Well, yes he had. He’d been worried. During the time with Maggie, he had been under a lot of stress at work, drinking too much as well, an
d he hadn’t been able to get it up. So what? Happens to everyone. And she’d wanted it like that, too, the rough way. Putting his hands around her throat had been her idea, something she’d got from a kinky book she’d read, and he’d gone along with her because she told him it might cure his impotence. Now she made the whole sordid episode sound much worse than it had been. She also admitted she had been just eighteen at the time, as well, and, as he remembered, she’d said she was twenty-three.
Besides, he had been impotent and violent only with Maggie. They could have brought on any number of other women to testify to his gentleness and virility, though no doubt if they did, he thought, his promiscuity would count just as much against him.
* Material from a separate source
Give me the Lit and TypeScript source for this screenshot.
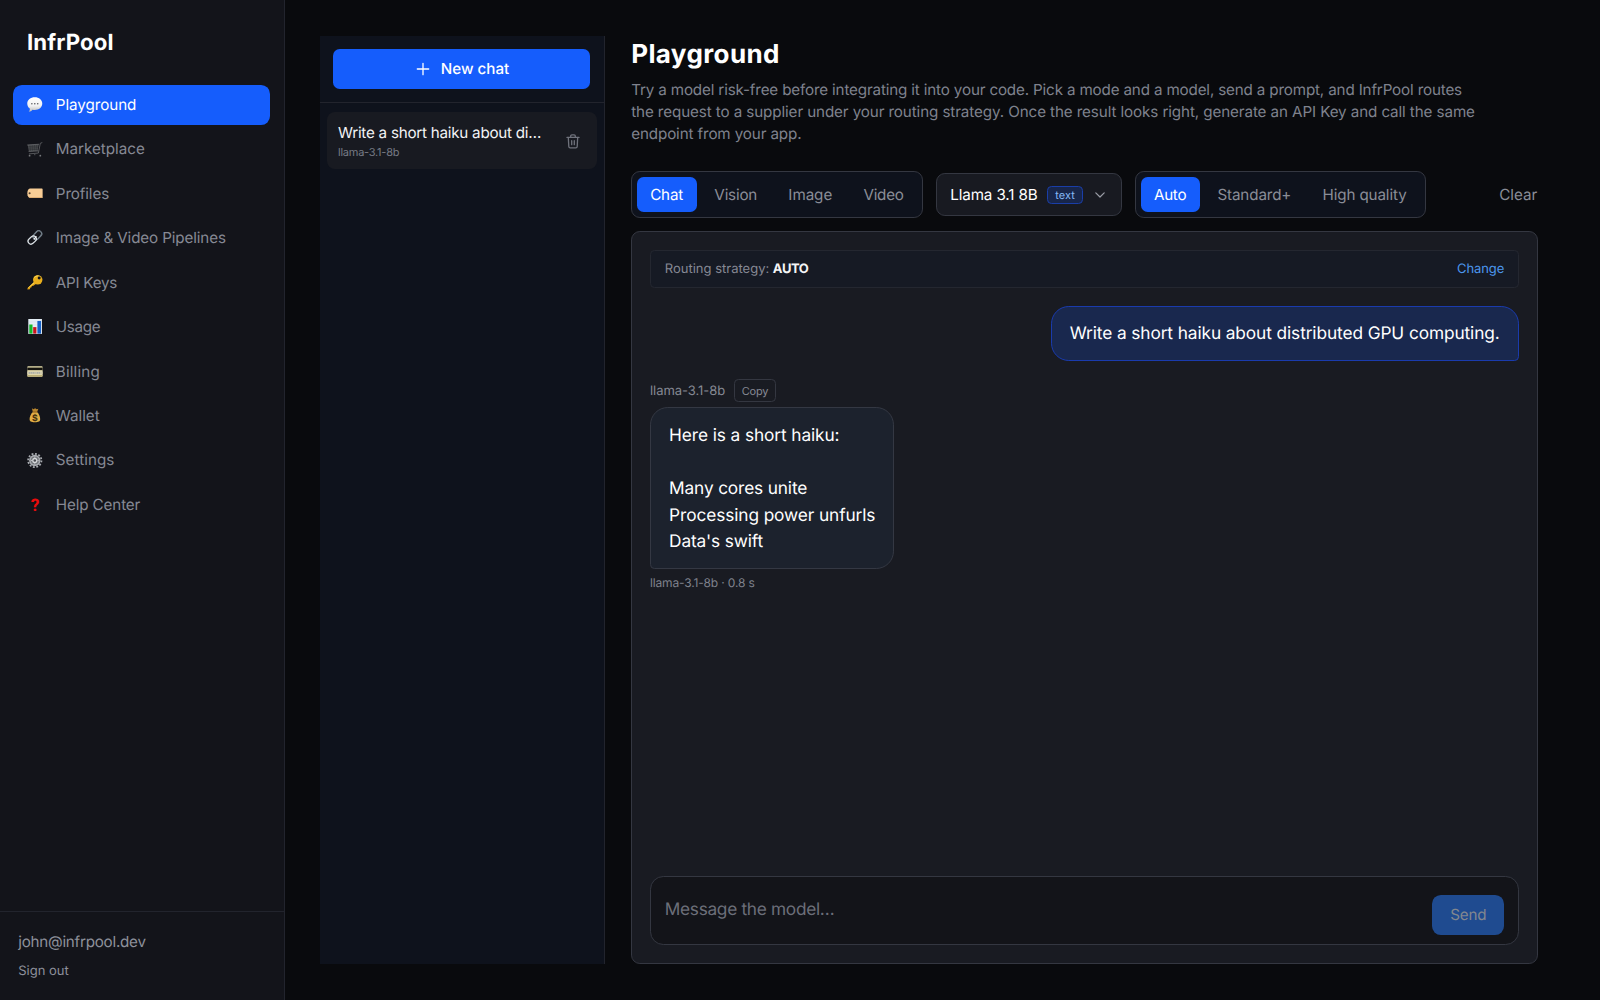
import { LitElement, html, css, svg, type TemplateResult, type SVGTemplateResult } from "lit";
import { customElement, property, state } from "lit/decorators.js";
import { classMap } from "lit/directives/class-map.js";

const ICONS: Record<string, SVGTemplateResult> = {
  chat: svg`
    <defs><linearGradient id="bub" x1="0" y1="0" x2="0" y2="1"><stop offset="0" stop-color="#ffffff"/><stop offset=".6" stop-color="#f1f1f1"/><stop offset="1" stop-color="#b9b9b9"/></linearGradient></defs>
    <path d="M24 .5C37 .5 47 8.500 47 20S37 40 24 40C21.500 40 19 39.700 17 39.100C14.500 42.500 10.500 45 5.500 45.500C8 42.500 9.200 39 8.600 35.700C4 32.300 .8 27 .8 20C.8 8.500 11 .5 24 .5Z" fill="url(#bub)"/>
    <g fill="#57575c"><circle cx="15" cy="21" r="2.400"/><circle cx="24" cy="21" r="2.400"/><circle cx="33" cy="21" r="2.400"/></g>`,
  cart: svg`
    <path d="M2 9L36 7L33 27L6 29Z" fill="#4c4e52"/>
    <g fill="none" stroke="#24262a" stroke-width="1.200"><path d="M4 14L35 12.500M4.500 19L34.500 17.500M5.500 24L34 22.500M9 9L11 29M16 8.500L17 28.500M23 8L22.500 28M30 7.500L28 27.500"/></g>
    <g fill="none" stroke="#6f7174" stroke-width="2.200" stroke-linecap="round"><path d="M46 2L41 4L35 34L7 36.500M2 9L36 7M6 29L34 27.500"/></g>
    <circle cx="8" cy="42" r="2.800" fill="#77797c"/><circle cx="41" cy="42" r="2.800" fill="#77797c"/><circle cx="24" cy="39" r="1.800" fill="#5d5f62"/>`,
  tag: svg`
    <path d="M10 8H46C47 8 48 9 48 10V35C48 36 47 37 46 37H10C5 37 1 31 1 22.500S5 8 10 8Z" fill="#f8cd95"/>
    <path d="M3 31C5 35 7 37 10 37H46C47 37 48 36 48 35V34H10C7 34 5 33 3 31Z" fill="#dfae74"/>
    <circle cx="8" cy="22.500" r="3.200" fill="#53412e"/>`,
  link: svg`
    <g fill="none" stroke-linecap="round">
      <rect x="-15" y="-9" width="30" height="18" rx="9" transform="translate(32 16) rotate(-47)" stroke="#8d9aa5" stroke-width="4"/>
      <rect x="-15" y="-9" width="30" height="18" rx="9" transform="translate(32 16) rotate(-47)" stroke="#27323b" stroke-width="1"/>
      <rect x="-14" y="-9" width="28" height="18" rx="9" transform="translate(16 31) rotate(-42)" stroke="#dde3e8" stroke-width="3.800"/>
      <path d="M22 28L28 20" stroke="#f4f6f8" stroke-width="3.500"/>
    </g>`,
  key: svg`
    <path d="M23 21L2 40L1 45L9 44L10 39L14 38L15 34L20 33L28 27Z" fill="#dd9d12"/>
    <path d="M23 20L3 39.500L4 41L25 24Z" fill="#fbd34a"/>
    <circle cx="33" cy="15" r="14.500" fill="#e8ae1c"/><path d="M20 12A14 14 0 0 1 44 6A18 18 0 0 0 20 12Z" fill="#ffe066"/>
    <circle cx="37.500" cy="9.500" r="4.600" fill="#14151a"/>`,
  chart: svg`
    <rect x="4" y="0" width="42" height="46" fill="#e3edf5"/>
    <path d="M4 9H46M4 18H46M4 27H46M4 36H46" stroke="#c3d4e2" stroke-width="1"/>
    <rect x="7" y="17" width="10" height="28" fill="#13b92a"/><rect x="19" y="25" width="10" height="20" fill="#c9131d"/><rect x="32" y="6" width="11" height="39" fill="#1460c8"/>`,
  card: svg`
    <rect x="1" y="7" width="47" height="32" rx="2.500" fill="#e9dfae"/>
    <rect x="1" y="11" width="47" height="8" fill="#15140f"/>
    <rect x="1" y="23" width="47" height="9" fill="#cfc9ac"/>
    <path d="M6 27.500H26M30 27.500H40" stroke="#8e9aa8" stroke-width="3" stroke-dasharray="4 2"/>
    <rect x="1" y="34" width="47" height="5" rx="2" fill="#b9ac74"/>`,
  bag: svg`
    <path d="M15 1L20 4L25 1L30 4L35 2L31 12H18Z" fill="#b9862f"/>
    <path d="M18 12H31C37 18 41 27 40.500 35C40 42 36 44 24 44S8.500 42 8 35C7.500 27 12 18 18 12Z" fill="#e2ae45"/>
    <path d="M17 12.500H32" stroke="#8a5a1b" stroke-width="3"/>
    <text x="24.200" y="39" font-family="Inter, sans-serif" font-weight="700" font-size="27" text-anchor="middle" fill="#47320f">$</text>`,
  gear: svg`
    <circle cx="24" cy="23" r="20.500" fill="none" stroke="#a8abb0" stroke-width="5.500" stroke-dasharray="5.800 4.930"/>
    <circle cx="24" cy="23" r="17.500" fill="#a9acb1"/>
    <circle cx="24" cy="23" r="12.500" fill="#73767b"/>
    <circle cx="24" cy="23" r="8" fill="#d6d8db"/><circle cx="24" cy="23" r="4" fill="#4a4c51"/>
    <path d="M24 11V15M24 31V35M12 23H16M32 23H36" stroke="#c4c6ca" stroke-width="3"/>`,
  help: svg`<text x="24.500" y="42" font-family="Roboto, sans-serif" font-weight="700" font-size="53" text-anchor="middle" fill="#ea0b0b">?</text>`,
};

interface NavItem { icon: string; label: string; track: string; }

const NAV: NavItem[] = [
  { icon: "chat", label: "Playground", track: "t05" },
  { icon: "cart", label: "Marketplace", track: "t00" },
  { icon: "tag", label: "Profiles", track: "t10" },
  { icon: "link", label: "Image & Video Pipelines", track: "t12" },
  { icon: "key", label: "API Keys", track: "t24" },
  { icon: "chart", label: "Usage", track: "t30" },
  { icon: "card", label: "Billing", track: "w15" },
  { icon: "bag", label: "Wallet", track: "t00" },
  { icon: "gear", label: "Settings", track: "w05" },
  { icon: "help", label: "Help Center", track: "t12" },
];

const tracking = css`
  .w15 { letter-spacing: 0.17px; }
  .w05 { letter-spacing: 0.06px; }
  .t00 { letter-spacing: 0; }
  .t05 { letter-spacing: -0.05px; }
  .t10 { letter-spacing: -0.1px; }
  .t12 { letter-spacing: -0.12px; }
  .t16 { letter-spacing: -0.155px; }
  .t20 { letter-spacing: -0.19px; }
  .t24 { letter-spacing: -0.24px; }
  .t30 { letter-spacing: -0.31px; }
  .t40 { letter-spacing: -0.41px; }
`;

@customElement("nav-sidebar")
export class NavSidebar extends LitElement {
  @state() private active = "Playground";

  static styles = [tracking, css`
    :host { display: flex; flex-direction: column; box-sizing: border-box; width: 285px; flex: none; background: #13141a; border-right: 1px solid #22242d; }
    .brand { padding: 27px 27px 0; height: 31px; line-height: 31px; font-size: 22.2px; font-weight: 700; letter-spacing: 0.12px; color: #fff; }
    .nav { display: flex; flex-direction: column; gap: 4.440px; padding: 26.900px 13.900px 0 13.400px; }
    .item { display: flex; align-items: center; gap: 13.300px; height: 40px; padding: 0 13.300px 0 13.500px; border-radius: 8.900px; color: #868994; cursor: pointer; line-height: 22px; }
    .item.active { background: #155dfc; color: #fff; }
    .icon { width: 15.600px; height: 15.600px; flex: none; overflow: visible; }
    .foot { margin-top: auto; box-sizing: border-box; height: 88.600px; border-top: 1px solid #22242d; padding: 18.800px 18.200px 0; color: #8d909a; }
    .mail { line-height: 22.200px; }
    .out { margin-top: 9.300px; font-size: 13px; line-height: 17.800px; }
  `];

  render() {
    return html`
      <div class="brand">InfrPool</div>
      <nav class="nav">
        ${NAV.map((n) => html`
          <div class=${classMap({ item: true, active: n.label === this.active })} @click=${() => (this.active = n.label)}>
            <svg class="icon" viewBox="0 0 48 48" aria-hidden="true">${ICONS[n.icon]}</svg>
            <span class=${n.track}>${n.label}</span>
          </div>`)}
      </nav>
      <div class="foot">
        <div class="mail t24">john@infrpool.dev</div>
        <div class="out">Sign out</div>
      </div>`;
  }
}

@customElement("chat-list")
export class ChatList extends LitElement {
  static styles = [tracking, css`
    :host { display: flex; flex-direction: column; box-sizing: border-box; width: 284.500px; flex: none; background: #0e121c; border-right: 1px solid #22242d; }
    .top { padding: 13.300px; border-bottom: 1px solid #22242d; }
    .new { display: flex; align-items: center; justify-content: center; gap: 11px; box-sizing: border-box; height: 40px; padding: 1px 0 0 1.500px; border-radius: 6.700px; background: #155dfc; color: #fff; font-weight: 500; line-height: 22px; }
    .plus { width: 14px; height: 14px; flex: none; }
    .row { display: flex; align-items: center; justify-content: space-between; box-sizing: border-box; height: 57px; margin: 9px 6.700px 0; padding: 1px 16.800px 0 11.300px; border-radius: 8px; background: #181a21; }
    .title { color: #f2f3f5; line-height: 22px; }
    .model { color: #777a85; font-size: 11px; line-height: 15px; margin-top: 1px; }
    .trash { width: 14px; height: 15px; flex: none; }
  `];

  render() {
    return html`
      <div class="top">
        <div class="new">
          <svg class="plus" viewBox="0 0 14 14" fill="none" stroke="#fff" stroke-width="1.300" stroke-linecap="round"><path d="M7 1.300V12.700M1.300 7H12.700"/></svg>
          <span>New chat</span>
        </div>
      </div>
      <div class="row">
        <div>
          <div class="title t24">Write a short haiku about di…</div>
          <div class="model t24">llama-3.1-8b</div>
        </div>
        <svg class="trash" viewBox="0 0 14 15" fill="none" stroke="#6f727c" stroke-width="1.300" stroke-linecap="round" stroke-linejoin="round">
          <path d="M1 3.400H13M4.700 3.400V2.100C4.700 1.400 5.200 .9 5.900 .9H8.100C8.800 .9 9.300 1.400 9.300 2.100V3.400M2.300 3.400L2.800 12.500C2.850 13.300 3.400 13.900 4.200 13.900H9.800C10.600 13.900 11.150 13.300 11.200 12.500L11.700 3.400M5.700 6.700V10.700M8.300 6.700V10.700"/>
        </svg>
      </div>`;
  }
}

@customElement("seg-control")
export class SegControl extends LitElement {
  @property({ attribute: false }) options: { label: string; track: string }[] = [];
  @property() value = "";

  static styles = [tracking, css`
    :host { display: flex; gap: 4.440px; padding: 4.440px 4.600px; box-sizing: border-box; height: 46.700px; border: 1px solid #343741; border-radius: 8.900px; background: #0e121c; }
    .opt { display: flex; align-items: center; justify-content: center; padding: 0 13.400px; border-radius: 6.700px; color: #8a8d97; cursor: pointer; white-space: nowrap; }
    .opt.on { background: #155dfc; color: #fff; }
  `];

  render() {
    return html`${this.options.map((o) => html`
      <div class=${classMap({ opt: true, on: o.label === this.value })} @click=${() => (this.value = o.label)}>
        <span class=${o.track}>${o.label}</span>
      </div>`)}`;
  }
}

@customElement("app-root")
export class AppRoot extends LitElement {
  static styles = [tracking, css`
    :host { display: flex; width: 100vw; height: 100vh; overflow: hidden; box-sizing: border-box; background: #090a0d; color: #fff; font-family: Inter, "Liberation Sans", sans-serif; font-size: 15.2px; font-weight: 400; text-rendering: geometricPrecision; -webkit-font-smoothing: antialiased; }
    .main { display: flex; flex: 1; min-width: 0; gap: 26.700px; padding: 35.600px 62.500px 35.600px 35px; }
    .content { display: flex; flex-direction: column; flex: 1; min-width: 0; }
    h1 { margin: 0; padding-top: 1px; font-size: 26px; font-weight: 700; line-height: 35.600px; letter-spacing: 0.38px; }
    .intro { margin: 6.600px 0 0; line-height: 22.200px; color: #7f828d; white-space: nowrap; }
    .line { display: block; }
    .tools { display: flex; align-items: center; gap: 13.300px; margin-top: 25.800px; height: 46.700px; }
    .select { display: flex; align-items: center; box-sizing: border-box; height: 42.200px; padding: 0 16px 0 13.300px; border: 1px solid #343741; border-radius: 8.900px; background: #181a21; }
    .badge { display: flex; align-items: center; justify-content: center; box-sizing: border-box; width: 36px; height: 18px; margin-left: 9.500px; border: 1px solid #1a3ea8; border-radius: 4.400px; background: #18264a; color: #86b8f5; font-size: 11px; }
    .chev { width: 10px; height: 6px; margin-left: 11.700px; }
    .clear { margin-left: auto; padding-right: 0.400px; color: #8a8d97; }
    .panel { display: flex; flex-direction: column; flex: 1; min-height: 0; box-sizing: border-box; margin-top: 13.300px; padding: 17.800px; border: 1px solid #343741; border-radius: 8.900px; background: #191b22; }
    .notice { display: flex; align-items: center; justify-content: space-between; box-sizing: border-box; height: 37.800px; padding: 1px 13.500px 0 13.800px; border: 1px solid #242730; border-radius: 4.400px; background: #161a24; color: #868994; font-size: 13px; flex: none; }
    .notice b { color: #f4f5f6; font-weight: 700; }
    .change { color: #4c97ee; }
    .bubble { box-sizing: border-box; border: 1px solid; padding: 14.800px 18px 12.100px 18.100px; font-size: 17.3px; line-height: 26.670px; white-space: nowrap; }
    .user { align-self: flex-end; margin-top: 17.800px; border-color: #1a3bad; border-radius: 17.800px 17.800px 4.400px 17.800px; background: #19284e; }
    .who { display: flex; align-items: center; gap: 8.900px; margin-top: 17.800px; height: 23.300px; font-size: 13px; line-height: 16px; color: #868994; }
    .who .name { padding-top: 1.200px; }
    .copy { display: flex; align-items: center; justify-content: center; box-sizing: border-box; width: 42px; height: 23px; border: 1px solid #343741; border-radius: 4.400px; font-size: 11px; }
    .bot { align-self: flex-start; margin-top: 4.600px; border-color: #343843; border-radius: 17.800px 17.800px 17.800px 4.400px; background: #1c222d; }
    .bot .line { min-height: 26.670px; }
    .meta { margin-top: 4.900px; font-size: 12px; line-height: 17.800px; color: #7f828d; }
    .composer { display: flex; justify-content: space-between; align-items: flex-start; box-sizing: border-box; height: 69px; margin: auto 0 0.800px; padding: 18px 13.300px 0 13.800px; border: 1px solid #343741; border-radius: 13.300px; background: #131419; }
    .hint { padding-top: 1.800px; font-size: 17.3px; line-height: 26.670px; color: #6c6f79; }
    .send { display: flex; align-items: center; justify-content: center; width: 72.200px; height: 40.300px; border-radius: 8.900px; background: #1f4b90; color: #82878f; }
  `];

  private line(text: string, track: string): TemplateResult {
    return html`<span class="line ${track}">${text}</span>`;
  }

  render() {
    return html`
      <nav-sidebar></nav-sidebar>
      <div class="main">
        <chat-list></chat-list>
        <div class="content">
          <h1>Playground</h1>
          <p class="intro">
            ${this.line("Try a model risk-free before integrating it into your code. Pick a mode and a model, send a prompt, and InfrPool routes", "t16")}
            ${this.line("the request to a supplier under your routing strategy. Once the result looks right, generate an API Key and call the same", "t10")}
            ${this.line("endpoint from your app.", "t12")}
          </p>
          <div class="tools">
            <seg-control value="Chat" .options=${[
              { label: "Chat", track: "t16" },
              { label: "Vision", track: "t20" },
              { label: "Image", track: "t05" },
              { label: "Video", track: "t24" },
            ]}></seg-control>
            <div class="select">
              <span class="t12">Llama 3.1 8B</span>
              <span class="badge">text</span>
              <svg class="chev" viewBox="0 0 10 6" fill="none" stroke="#9a9da6" stroke-width="1.200" stroke-linecap="round" stroke-linejoin="round"><path d="M.8 .8L5 5L9.200 .8"/></svg>
            </div>
            <seg-control value="Auto" .options=${[
              { label: "Auto", track: "t30" },
              { label: "Standard+", track: "t12" },
              { label: "High quality", track: "t12" },
            ]}></seg-control>
            <span class="clear t05">Clear</span>
          </div>
          <div class="panel">
            <div class="notice">
              <span>Routing strategy: <b class="t40">AUTO</b></span>
              <span class="change t10">Change</span>
            </div>
            <div class="bubble user t10">Write a short haiku about distributed GPU computing.</div>
            <div class="who"><span class="name t05">llama-3.1-8b</span><span class="copy t20">Copy</span></div>
            <div class="bubble bot">
              ${this.line("Here is a short haiku:", "t10")}
              ${this.line("", "t05")}
              ${this.line("Many cores unite", "t16")}
              ${this.line("Processing power unfurls", "t10")}
              ${this.line("Data's swift", "t16")}
            </div>
            <div class="meta t16">llama-3.1-8b · 0.8 s</div>
            <div class="composer">
              <span class="hint t30">Message the model…</span>
              <div class="send t20">Send</div>
            </div>
          </div>
        </div>
      </div>`;
  }
}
What did he have to do to appear as normal as he needed to be, as he had once thought he was?
The witnesses for the prosecution all arose to testify against Reed like the spirits from Virgil’s world of the dead. Though they were still alive, they seemed more like spirits to him: insubstantial, unreal. The woman from the bridge identified him as the shifty-looking person who had asked her what time the schools came out; the Indian waiter and the landlord of the pub told how agitated Reed had looked and acted that evening; other people had spotted him in the street, apparently following the murdered girl and her friend. Mr. Hakim was there to tell the court what kind of videos Reed had rented lately—including School’s Out—and even Bill told how his colleague used to make remarks about the schoolgirls passing by: “You know, he’d get all excited about glimpsing a bit of black knicker when the wind blew their skirts up. It just seemed like a bit of a lark. I thought nothing of it at the time.” Then he shrugged and gave Reed a pitying look. And as if all that weren’t enough, there was Maggie, a shabby Dido, refusing to look at him as she told the court of the way he had abused and abandoned her.
Towards the end of the prosecution case, even Reed’s barrister was beginning to look depressed. He did his best in cross-examination, but the damnedest thing was that they were all telling the truth, or their versions of it. Yes, Mr. Hakim admitted, other people had rented the same videos. Yes, he might have even watched some of them himself. But the fact remained that the man on trial was Terence J. Reed, and Reed had recently rented a video called School’s Out, the kind of thing, ladies and gentlemen of the jury, that you wouldn’t want to find your husbands or sons watching.